When the stakes are this high, a “good enough” understanding is not acceptable. The training tool must verify that the knowledge is locked in. This protects your people and your inventory. It shifts the dynamic from hoping things go well to knowing that your team is prepared.

Moving From Chaos to Control

Reducing material waste is ultimately about moving your business from a state of reactive chaos to proactive control. It is about empowering your team with the confidence that they know exactly what to do. When an employee feels confident in their knowledge, their stress levels go down, and their precision goes up.

This also helps you as a manager. It alleviates the fear that you have to micromanage every detail to prevent loss. By implementing a learning platform that builds a culture of trust and accountability, you can step back and focus on growing the business rather than putting out fires in the production line.

We still have to ask ourselves difficult questions. Do we currently treat training as a compliance task or a strategic asset? Are we willing to invest the time to ensure our teams are truly competent, or are we satisfied with the status quo of acceptable loss?

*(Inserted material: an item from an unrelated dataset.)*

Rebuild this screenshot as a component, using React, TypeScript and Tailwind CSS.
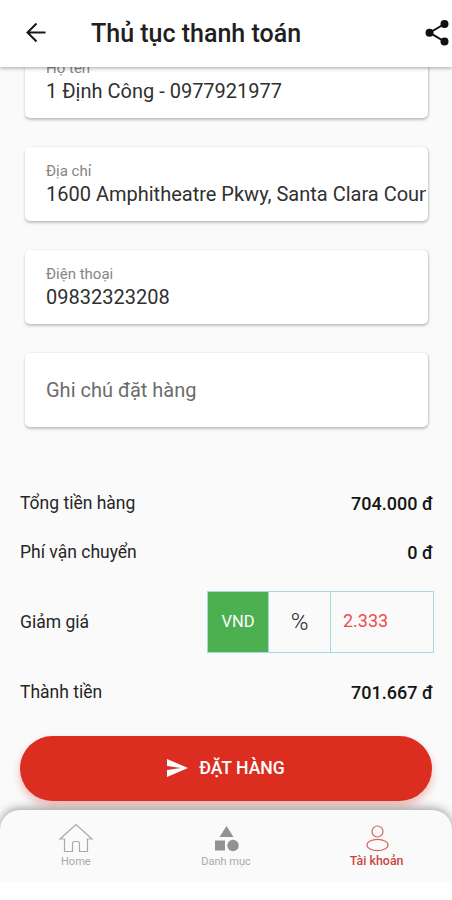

Evaluating Your Current Waste Strategy

As you look at your operations this week, take a hard look at the scrap bin. Don’t just look at it as a cost of doing business. Look at it as a data point telling you where your process—and specifically your people development—might be falling short.

If you find that your waste is stemming from a lack of precision, recall or adherence to standards, then you are not facing a material problem. You are facing a learning problem. And that is a problem that can be solved with the right approach and the willingness to put in the work to build a team that is as capable as they are passionate.